SOURCE DATA:
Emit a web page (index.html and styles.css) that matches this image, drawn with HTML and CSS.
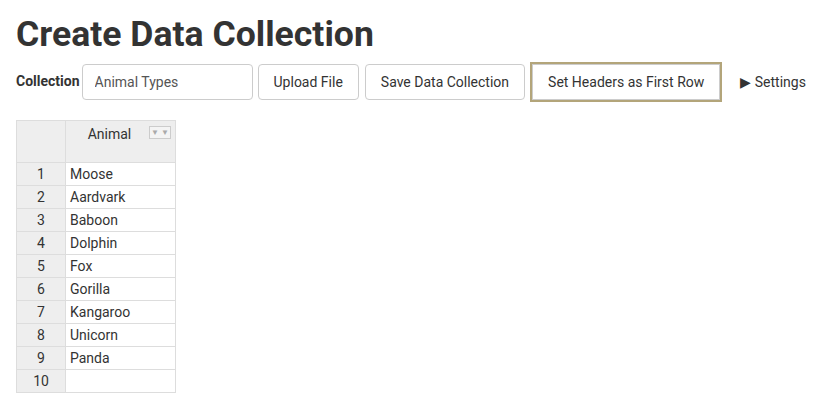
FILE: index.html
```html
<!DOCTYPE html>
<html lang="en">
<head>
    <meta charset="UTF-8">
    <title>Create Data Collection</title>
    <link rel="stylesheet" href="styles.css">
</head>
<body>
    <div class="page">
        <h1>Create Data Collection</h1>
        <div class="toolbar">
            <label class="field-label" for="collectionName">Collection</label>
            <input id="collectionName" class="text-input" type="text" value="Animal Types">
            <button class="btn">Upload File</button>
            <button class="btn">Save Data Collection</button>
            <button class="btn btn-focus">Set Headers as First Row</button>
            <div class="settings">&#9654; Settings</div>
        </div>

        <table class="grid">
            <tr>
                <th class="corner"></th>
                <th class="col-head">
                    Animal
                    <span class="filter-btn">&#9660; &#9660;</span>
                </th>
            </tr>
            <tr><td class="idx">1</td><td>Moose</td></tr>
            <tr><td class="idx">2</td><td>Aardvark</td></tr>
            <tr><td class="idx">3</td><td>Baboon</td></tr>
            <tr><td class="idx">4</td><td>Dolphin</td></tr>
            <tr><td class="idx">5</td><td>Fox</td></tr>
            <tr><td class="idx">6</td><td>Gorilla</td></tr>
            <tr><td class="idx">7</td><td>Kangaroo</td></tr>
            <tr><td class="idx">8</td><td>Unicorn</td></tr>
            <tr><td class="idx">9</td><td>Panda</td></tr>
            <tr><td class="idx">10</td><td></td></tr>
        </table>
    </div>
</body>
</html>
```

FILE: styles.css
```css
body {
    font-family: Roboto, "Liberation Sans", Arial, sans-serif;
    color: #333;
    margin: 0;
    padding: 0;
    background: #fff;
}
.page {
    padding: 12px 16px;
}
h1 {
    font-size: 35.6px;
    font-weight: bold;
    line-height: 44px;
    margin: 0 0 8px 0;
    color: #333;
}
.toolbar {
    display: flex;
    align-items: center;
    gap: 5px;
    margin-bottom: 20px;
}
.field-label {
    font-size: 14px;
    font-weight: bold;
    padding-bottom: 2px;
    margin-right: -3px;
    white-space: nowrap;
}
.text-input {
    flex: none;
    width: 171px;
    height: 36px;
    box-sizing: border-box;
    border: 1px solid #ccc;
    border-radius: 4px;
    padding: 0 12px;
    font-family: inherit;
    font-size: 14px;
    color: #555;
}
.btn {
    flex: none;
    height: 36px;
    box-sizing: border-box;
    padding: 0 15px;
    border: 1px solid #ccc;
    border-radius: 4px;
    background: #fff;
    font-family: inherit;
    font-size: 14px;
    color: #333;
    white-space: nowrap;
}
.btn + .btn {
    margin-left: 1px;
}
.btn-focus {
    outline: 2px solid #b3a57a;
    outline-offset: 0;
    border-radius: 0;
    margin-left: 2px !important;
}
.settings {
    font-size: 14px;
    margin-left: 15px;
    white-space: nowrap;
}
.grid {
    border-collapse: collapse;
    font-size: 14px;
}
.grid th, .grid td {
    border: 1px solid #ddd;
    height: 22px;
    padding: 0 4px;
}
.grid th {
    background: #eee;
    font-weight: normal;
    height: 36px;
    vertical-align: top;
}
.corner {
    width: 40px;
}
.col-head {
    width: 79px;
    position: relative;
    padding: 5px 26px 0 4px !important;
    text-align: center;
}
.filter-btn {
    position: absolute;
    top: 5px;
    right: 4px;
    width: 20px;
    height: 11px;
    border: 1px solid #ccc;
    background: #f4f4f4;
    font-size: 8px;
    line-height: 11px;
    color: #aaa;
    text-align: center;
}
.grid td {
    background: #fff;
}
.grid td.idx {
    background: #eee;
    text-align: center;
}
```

GIVEN INSTRUCTION: Looking at the data above, show all lines where the word "page" occurs.

FINAL RESULT:
Emit a web page (index.html and styles.css) that matches this image, drawn with HTML and CSS.
    <div class="page">
.page {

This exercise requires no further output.